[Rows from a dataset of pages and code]
# # #
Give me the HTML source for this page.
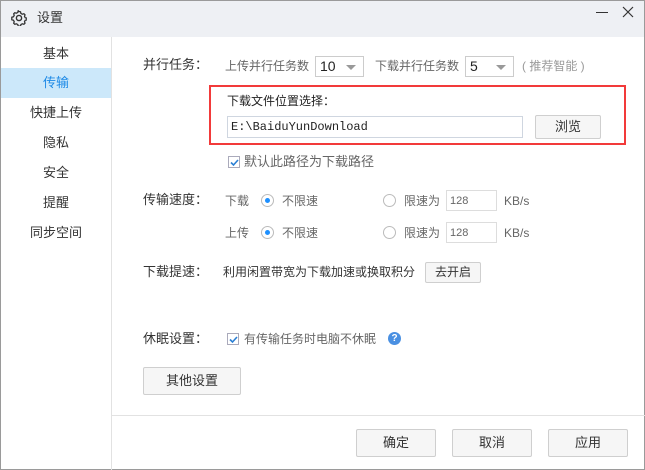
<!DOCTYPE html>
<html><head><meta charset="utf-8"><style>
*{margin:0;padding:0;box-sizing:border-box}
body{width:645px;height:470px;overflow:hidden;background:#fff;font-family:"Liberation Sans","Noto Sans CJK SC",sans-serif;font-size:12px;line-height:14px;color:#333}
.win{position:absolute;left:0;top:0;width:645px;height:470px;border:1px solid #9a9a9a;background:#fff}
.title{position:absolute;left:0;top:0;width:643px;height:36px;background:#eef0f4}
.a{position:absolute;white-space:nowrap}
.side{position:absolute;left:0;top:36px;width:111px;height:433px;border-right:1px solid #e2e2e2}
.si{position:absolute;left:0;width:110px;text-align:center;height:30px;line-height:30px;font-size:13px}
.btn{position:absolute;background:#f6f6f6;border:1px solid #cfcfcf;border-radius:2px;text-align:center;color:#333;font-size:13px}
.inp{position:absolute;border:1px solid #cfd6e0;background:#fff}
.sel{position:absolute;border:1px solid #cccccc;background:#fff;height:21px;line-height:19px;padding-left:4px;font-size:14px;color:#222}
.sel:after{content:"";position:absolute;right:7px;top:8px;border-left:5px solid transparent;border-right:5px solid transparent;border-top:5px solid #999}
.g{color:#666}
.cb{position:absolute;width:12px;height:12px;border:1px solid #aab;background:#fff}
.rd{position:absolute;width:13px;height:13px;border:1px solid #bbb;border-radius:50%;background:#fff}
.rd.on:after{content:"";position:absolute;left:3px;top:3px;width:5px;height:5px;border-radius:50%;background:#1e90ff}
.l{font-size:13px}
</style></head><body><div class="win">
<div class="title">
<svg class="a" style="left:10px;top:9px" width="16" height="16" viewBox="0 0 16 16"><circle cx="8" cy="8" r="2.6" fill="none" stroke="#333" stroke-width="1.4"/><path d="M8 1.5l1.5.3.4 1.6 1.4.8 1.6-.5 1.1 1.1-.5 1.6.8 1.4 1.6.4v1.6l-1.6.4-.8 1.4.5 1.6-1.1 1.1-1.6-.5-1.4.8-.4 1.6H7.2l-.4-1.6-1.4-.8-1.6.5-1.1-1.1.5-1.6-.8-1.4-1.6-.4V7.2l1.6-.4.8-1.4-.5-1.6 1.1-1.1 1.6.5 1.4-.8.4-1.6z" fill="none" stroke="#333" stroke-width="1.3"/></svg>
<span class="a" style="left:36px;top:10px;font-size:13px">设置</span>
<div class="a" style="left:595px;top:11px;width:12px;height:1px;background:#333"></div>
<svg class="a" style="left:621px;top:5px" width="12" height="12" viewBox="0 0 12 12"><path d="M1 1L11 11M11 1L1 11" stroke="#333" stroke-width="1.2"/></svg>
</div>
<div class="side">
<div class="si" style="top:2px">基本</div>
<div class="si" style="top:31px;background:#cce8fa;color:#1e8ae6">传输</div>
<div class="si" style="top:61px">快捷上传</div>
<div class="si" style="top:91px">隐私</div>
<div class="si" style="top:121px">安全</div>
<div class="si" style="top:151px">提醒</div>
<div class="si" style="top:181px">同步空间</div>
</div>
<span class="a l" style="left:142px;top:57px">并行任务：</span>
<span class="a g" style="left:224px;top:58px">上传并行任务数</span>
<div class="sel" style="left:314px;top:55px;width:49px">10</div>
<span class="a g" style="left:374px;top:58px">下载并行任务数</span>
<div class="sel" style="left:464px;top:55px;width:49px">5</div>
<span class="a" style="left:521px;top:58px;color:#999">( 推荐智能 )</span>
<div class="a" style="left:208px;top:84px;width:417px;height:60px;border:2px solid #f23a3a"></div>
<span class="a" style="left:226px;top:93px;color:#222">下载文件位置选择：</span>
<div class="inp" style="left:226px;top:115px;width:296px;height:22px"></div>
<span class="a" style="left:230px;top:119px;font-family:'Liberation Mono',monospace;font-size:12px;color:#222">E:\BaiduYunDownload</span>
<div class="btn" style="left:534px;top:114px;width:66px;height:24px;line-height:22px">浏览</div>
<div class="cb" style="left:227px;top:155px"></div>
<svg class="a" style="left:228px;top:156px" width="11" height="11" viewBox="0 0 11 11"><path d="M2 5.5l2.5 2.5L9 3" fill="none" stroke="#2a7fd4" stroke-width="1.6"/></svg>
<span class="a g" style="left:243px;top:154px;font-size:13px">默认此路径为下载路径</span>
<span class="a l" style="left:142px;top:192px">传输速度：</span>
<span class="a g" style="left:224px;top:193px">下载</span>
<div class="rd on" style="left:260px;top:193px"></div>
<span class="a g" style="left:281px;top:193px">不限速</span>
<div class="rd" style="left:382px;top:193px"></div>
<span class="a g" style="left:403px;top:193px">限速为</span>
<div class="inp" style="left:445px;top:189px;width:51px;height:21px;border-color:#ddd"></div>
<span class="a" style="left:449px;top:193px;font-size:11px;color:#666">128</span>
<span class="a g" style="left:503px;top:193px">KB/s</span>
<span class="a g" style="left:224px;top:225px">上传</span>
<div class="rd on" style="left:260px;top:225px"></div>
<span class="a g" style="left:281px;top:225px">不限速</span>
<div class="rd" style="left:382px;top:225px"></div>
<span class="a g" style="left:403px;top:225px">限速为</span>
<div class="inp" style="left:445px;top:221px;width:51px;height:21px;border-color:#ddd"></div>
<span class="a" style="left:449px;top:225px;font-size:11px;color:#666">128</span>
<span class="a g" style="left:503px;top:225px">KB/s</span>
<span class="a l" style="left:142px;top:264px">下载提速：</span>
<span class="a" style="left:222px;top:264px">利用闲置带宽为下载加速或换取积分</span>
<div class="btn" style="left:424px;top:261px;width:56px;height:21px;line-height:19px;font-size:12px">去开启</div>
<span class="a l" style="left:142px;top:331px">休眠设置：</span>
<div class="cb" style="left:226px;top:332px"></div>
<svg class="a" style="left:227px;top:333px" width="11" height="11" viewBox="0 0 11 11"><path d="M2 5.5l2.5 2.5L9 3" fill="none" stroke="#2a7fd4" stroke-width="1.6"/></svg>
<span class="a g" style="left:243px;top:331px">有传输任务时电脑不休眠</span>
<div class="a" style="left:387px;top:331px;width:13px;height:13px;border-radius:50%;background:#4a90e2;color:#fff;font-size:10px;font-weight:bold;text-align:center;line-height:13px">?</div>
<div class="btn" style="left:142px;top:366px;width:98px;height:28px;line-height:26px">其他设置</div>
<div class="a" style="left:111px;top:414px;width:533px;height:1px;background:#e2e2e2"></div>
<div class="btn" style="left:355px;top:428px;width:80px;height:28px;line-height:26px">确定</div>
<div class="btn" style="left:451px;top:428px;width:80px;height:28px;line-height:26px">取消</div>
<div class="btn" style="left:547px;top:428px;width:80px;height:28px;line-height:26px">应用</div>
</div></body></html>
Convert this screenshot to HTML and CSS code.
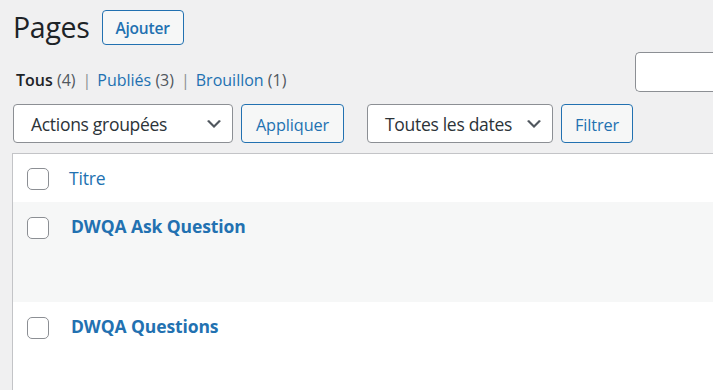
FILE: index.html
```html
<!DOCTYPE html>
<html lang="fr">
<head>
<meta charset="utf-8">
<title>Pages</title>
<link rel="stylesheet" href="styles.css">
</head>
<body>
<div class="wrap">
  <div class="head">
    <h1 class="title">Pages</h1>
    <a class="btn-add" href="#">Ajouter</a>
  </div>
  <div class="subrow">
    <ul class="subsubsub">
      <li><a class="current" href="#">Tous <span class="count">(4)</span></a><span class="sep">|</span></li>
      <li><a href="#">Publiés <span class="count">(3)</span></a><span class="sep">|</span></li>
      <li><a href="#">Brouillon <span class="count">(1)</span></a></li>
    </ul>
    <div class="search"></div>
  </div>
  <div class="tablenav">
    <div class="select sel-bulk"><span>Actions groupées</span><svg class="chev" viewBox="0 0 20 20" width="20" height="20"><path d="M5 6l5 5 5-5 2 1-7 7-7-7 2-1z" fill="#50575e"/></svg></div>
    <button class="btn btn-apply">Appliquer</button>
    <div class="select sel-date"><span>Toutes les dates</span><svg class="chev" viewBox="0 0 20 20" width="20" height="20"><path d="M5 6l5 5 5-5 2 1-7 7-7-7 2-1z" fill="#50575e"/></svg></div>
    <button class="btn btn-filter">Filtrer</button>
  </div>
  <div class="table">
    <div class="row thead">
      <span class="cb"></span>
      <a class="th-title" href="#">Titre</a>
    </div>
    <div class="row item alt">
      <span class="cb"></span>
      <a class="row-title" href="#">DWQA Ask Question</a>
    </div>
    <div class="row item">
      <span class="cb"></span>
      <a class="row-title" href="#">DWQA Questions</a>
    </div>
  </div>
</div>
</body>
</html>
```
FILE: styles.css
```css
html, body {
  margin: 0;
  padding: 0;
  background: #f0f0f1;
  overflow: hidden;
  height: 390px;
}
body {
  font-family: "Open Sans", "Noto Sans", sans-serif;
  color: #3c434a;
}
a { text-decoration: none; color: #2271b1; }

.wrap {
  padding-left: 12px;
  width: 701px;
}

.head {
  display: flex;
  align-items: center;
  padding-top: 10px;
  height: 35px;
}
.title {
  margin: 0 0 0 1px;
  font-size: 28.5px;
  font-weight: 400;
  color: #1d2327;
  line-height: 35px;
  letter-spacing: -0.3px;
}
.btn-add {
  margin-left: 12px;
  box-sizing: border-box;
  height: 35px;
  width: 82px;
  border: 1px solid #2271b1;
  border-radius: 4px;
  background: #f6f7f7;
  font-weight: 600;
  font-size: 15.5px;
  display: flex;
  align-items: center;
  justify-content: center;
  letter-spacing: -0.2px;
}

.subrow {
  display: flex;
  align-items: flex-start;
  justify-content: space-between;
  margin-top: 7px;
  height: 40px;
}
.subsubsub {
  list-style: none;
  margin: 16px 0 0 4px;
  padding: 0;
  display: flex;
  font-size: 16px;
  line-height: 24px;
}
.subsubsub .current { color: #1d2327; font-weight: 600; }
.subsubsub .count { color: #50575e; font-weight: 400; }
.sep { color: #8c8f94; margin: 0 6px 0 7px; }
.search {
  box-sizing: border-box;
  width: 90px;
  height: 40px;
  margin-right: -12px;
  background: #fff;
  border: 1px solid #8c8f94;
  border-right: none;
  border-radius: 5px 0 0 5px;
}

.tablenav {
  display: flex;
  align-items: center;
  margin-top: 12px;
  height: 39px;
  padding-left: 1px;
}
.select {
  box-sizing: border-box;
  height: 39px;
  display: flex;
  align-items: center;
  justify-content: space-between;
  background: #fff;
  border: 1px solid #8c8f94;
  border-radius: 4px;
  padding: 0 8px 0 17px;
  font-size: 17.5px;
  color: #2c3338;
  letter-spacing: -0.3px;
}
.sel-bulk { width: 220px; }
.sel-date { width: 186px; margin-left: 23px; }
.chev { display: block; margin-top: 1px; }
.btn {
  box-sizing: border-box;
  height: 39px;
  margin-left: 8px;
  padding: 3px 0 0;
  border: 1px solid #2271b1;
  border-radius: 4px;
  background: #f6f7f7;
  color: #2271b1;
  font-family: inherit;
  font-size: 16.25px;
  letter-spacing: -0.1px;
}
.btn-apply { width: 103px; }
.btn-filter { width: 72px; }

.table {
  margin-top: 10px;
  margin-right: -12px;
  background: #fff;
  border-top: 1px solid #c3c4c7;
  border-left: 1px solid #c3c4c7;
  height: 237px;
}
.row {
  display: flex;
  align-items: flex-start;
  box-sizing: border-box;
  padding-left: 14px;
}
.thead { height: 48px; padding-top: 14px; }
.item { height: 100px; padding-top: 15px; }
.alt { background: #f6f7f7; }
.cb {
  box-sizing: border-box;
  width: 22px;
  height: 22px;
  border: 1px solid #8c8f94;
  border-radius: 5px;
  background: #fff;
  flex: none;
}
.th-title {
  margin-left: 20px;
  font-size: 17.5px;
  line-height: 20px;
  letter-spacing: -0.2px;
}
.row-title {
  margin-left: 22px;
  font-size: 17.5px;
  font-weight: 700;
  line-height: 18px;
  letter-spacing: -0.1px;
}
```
# # #
Report only a number: how many lines in the material above contain the string "this".

2